7. The bus slot conversion module of claim 6 wherein the small computer interface (SCSI) slot is a Single Connection Attachment (SCA) slot.

8. The bus slot conversion module of claim 1 wherein the bus slot connector is a peripheral component interconnect (PCI) slot connector.

9. The bus slot conversion module of claim 8 wherein the peripheral component interconnect (PCI) slot connector is a compact peripheral component interconnect slot connector.

10. The bus slot conversion module of claim 1 wherein the peripheral slot is an integrated drive electronics (IDE) interface slot.

11. A method for using peripherals with an incompatible bus slot comprising:

inserting a first peripheral in a first peripheral dock of a canister wherein the first peripheral dock comprises a first frame bracket wherein the first peripheral is guided by the frame bracket and a front panel wherein the frame bracket is coupled with the front panel;

coupling the first peripheral with a first peripheral slot coupled to a first PCB board wherein the first PCB board is coupled to the first frame bracket, wherein a bus slot connector is coupled to the PCB board wherein the first PCB board interconnects the first peripheral slot with the bus slot connector;

placing the canister into a chassis wherein the chassis houses a backplane; and

coupling the bus slot connector with a bus slot wherein the bus slot is coupled to the backplane;

wherein the first peripheral slot comprises a different pin configuration than the bus slot.

12. The method of claim 11 further comprising the steps of:

inserting a second peripheral in a second peripheral dock of the canister wherein the second peripheral dock comprises a second frame bracket wherein the second peripheral is guided by the second frame bracket and the front panel wherein the second frame bracket is coupled with the front panel; and

coupling the second peripheral with a second peripheral slot coupled to a second PCB board wherein the second frame bracket is coupled with the second PCB board wherein the second peripheral slot is interconnected with the bus slot connector via the first PCB board.

13. The method of claim 11 further comprising the steps of:

coupling a rear transition module to the bus slot wherein the rear transition unit comprises a rear peripheral slot; and

coupling the rear peripheral slot to a device wherein the device is external to chassis.

14. The method of claim 11 wherein the step of inserting the first peripheral in the first peripheral dock comprises inserting the first peripheral in the first peripheral dock wherein the first peripheral is a peripheral selected from the group consisting of a floppy drive, a disk drive, a compact disk drive, and a digital video disk (DVD) drive.

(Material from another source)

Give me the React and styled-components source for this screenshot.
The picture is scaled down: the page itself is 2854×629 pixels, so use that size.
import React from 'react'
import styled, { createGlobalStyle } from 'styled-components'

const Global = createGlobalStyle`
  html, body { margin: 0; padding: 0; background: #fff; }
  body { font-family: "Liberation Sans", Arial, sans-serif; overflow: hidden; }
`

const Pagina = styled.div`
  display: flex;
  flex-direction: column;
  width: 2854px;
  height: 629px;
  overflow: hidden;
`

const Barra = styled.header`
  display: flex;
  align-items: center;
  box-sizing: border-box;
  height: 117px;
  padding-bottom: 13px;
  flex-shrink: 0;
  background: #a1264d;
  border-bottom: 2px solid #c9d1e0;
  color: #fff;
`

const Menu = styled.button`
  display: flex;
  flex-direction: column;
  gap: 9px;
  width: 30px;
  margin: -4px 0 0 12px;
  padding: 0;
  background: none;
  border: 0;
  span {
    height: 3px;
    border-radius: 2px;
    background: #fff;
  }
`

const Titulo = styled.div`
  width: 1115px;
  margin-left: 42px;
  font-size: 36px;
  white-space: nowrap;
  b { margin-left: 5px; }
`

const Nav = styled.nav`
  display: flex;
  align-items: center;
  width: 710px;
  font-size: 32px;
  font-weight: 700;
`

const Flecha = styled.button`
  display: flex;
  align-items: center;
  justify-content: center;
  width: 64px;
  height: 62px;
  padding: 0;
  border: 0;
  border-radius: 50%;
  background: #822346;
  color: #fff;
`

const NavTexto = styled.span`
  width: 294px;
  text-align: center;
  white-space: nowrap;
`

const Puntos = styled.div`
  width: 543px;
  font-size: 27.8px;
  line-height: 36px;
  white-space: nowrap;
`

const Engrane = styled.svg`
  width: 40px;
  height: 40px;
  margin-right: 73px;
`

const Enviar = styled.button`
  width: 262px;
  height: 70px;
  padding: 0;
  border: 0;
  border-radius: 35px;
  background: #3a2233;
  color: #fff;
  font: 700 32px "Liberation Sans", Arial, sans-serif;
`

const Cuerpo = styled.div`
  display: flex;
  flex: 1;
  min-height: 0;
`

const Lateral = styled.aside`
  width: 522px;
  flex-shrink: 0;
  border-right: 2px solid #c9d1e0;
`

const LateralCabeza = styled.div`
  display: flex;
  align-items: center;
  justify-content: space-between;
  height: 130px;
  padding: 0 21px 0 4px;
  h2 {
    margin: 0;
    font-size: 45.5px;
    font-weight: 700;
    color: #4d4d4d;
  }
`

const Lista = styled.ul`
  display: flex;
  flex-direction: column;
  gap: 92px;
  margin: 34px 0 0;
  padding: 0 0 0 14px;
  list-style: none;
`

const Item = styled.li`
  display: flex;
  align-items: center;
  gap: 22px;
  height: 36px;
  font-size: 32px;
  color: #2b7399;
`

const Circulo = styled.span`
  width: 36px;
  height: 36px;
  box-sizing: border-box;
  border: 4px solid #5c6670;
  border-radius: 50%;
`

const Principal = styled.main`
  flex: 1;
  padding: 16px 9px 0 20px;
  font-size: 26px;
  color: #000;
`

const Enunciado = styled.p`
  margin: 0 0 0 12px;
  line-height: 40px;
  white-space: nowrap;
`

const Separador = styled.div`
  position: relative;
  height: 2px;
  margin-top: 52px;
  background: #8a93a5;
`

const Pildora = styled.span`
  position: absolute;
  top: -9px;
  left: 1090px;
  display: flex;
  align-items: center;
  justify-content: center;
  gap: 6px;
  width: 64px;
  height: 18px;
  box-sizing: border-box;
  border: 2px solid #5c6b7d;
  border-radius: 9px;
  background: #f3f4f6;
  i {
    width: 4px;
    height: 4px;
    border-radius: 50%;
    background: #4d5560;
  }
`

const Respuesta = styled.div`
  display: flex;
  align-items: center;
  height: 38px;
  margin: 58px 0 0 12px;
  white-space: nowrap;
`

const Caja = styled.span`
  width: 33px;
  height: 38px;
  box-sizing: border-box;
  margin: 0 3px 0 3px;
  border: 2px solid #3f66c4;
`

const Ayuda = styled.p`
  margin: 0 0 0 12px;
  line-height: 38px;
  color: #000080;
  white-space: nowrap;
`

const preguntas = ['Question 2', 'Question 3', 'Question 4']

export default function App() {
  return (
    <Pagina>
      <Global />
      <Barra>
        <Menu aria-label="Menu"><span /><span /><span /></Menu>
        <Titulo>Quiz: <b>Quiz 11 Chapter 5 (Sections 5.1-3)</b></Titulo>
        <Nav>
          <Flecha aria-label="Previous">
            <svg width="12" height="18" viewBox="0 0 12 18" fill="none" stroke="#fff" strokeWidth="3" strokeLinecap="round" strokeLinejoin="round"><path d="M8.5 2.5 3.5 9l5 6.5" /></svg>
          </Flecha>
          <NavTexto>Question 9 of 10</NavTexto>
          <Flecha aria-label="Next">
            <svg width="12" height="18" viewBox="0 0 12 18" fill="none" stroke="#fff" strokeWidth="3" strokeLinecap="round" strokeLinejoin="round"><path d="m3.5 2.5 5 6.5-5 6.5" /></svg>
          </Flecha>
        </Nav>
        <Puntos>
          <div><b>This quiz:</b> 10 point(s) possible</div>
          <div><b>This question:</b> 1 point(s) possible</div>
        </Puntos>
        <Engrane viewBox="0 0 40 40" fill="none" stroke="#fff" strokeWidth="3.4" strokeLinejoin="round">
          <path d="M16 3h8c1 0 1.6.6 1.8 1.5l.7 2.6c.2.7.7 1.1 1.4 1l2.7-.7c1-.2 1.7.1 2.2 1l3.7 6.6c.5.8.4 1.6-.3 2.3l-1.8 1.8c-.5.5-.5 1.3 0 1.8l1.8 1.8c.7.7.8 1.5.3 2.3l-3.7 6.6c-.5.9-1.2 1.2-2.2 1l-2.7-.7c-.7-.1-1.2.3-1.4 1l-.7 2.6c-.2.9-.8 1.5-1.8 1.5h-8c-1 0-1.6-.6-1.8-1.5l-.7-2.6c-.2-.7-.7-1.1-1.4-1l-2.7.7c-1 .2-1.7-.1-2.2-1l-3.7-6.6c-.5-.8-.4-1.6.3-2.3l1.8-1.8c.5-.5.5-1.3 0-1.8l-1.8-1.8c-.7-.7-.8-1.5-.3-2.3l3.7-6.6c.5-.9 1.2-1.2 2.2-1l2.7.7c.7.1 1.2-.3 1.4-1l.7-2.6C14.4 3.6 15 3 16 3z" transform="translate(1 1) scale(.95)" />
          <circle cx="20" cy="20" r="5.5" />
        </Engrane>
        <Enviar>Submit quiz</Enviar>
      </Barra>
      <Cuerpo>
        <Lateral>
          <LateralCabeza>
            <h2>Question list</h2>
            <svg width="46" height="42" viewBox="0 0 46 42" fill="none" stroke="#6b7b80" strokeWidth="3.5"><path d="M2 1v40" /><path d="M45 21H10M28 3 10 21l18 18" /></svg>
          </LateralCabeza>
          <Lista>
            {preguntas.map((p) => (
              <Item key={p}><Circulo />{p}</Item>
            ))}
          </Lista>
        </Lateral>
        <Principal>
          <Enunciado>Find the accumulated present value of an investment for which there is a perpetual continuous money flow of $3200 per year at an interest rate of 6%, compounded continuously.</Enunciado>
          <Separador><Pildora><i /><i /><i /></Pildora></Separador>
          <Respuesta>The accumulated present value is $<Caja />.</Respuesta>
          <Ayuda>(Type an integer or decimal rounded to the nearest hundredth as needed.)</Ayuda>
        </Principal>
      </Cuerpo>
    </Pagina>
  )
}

15. The method of claim 11 wherein the step of coupling the first peripheral with the first peripheral slot comprises coupling the first peripheral with a first peripheral slot wherein the first peripheral slot is a Single Connection Attachment (SCA) slot.

16. The method of claim 115 wherein the step of coupling the bus slot connector with the bus slot comprises coupling the bus slot connector with the bus slot wherein the bus slot is a compact peripheral component interconnect slot connector.

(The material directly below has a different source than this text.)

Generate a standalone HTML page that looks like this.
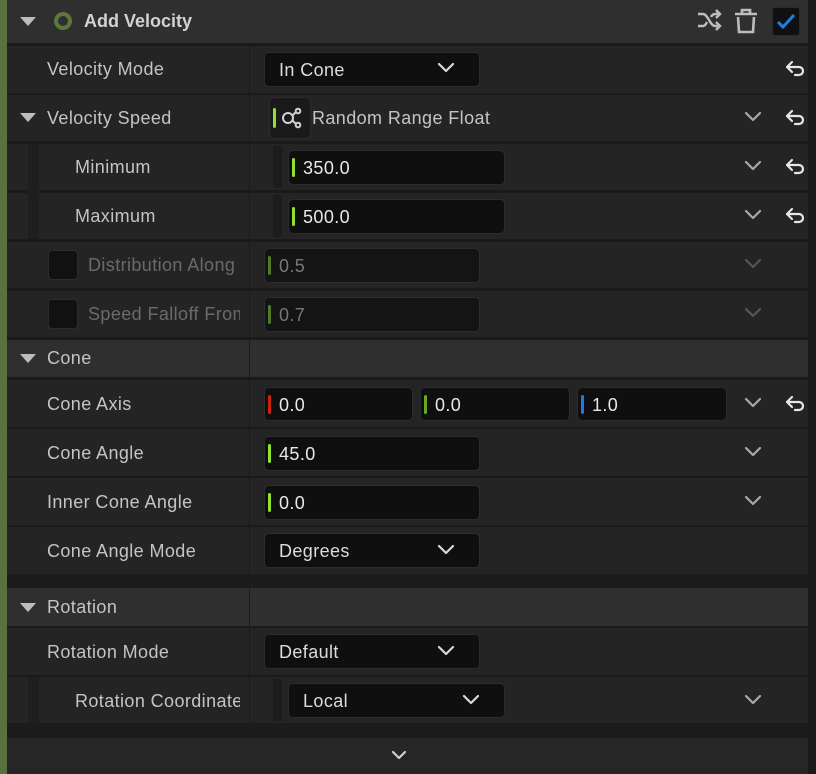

17. The method of claim 11 wherein the step of coupling the first peripheral with the first peripheral slot comprises coupling the first peripheral with a first peripheral slot wherein the first peripheral slot is an integrated drive electronics (IDE) interface slot.

18. A bus slot conversion module comprising:

means for housing at least one peripheral wherein the at least one peripheral is selected from the group consisting of a floppy drive, a disk drive, a compact disk drive, and a digital video disk (DVD) drive wherein the means for housing is configured to detachably couple with a slot of a chassis wherein the means for housing houses a peripheral slot that is adapted to receive the at least one peripheral; and

means for converting the peripheral slot to a bus slot wherein the peripheral slot is selected from the group consisting of a Single Connection Attachment (SCA) slot, and an integrated drive electronics (IDE) interface slot and the bus slot is a compact peripheral component interconnect slot connector;

means for coupling the means for converting to the bus slot.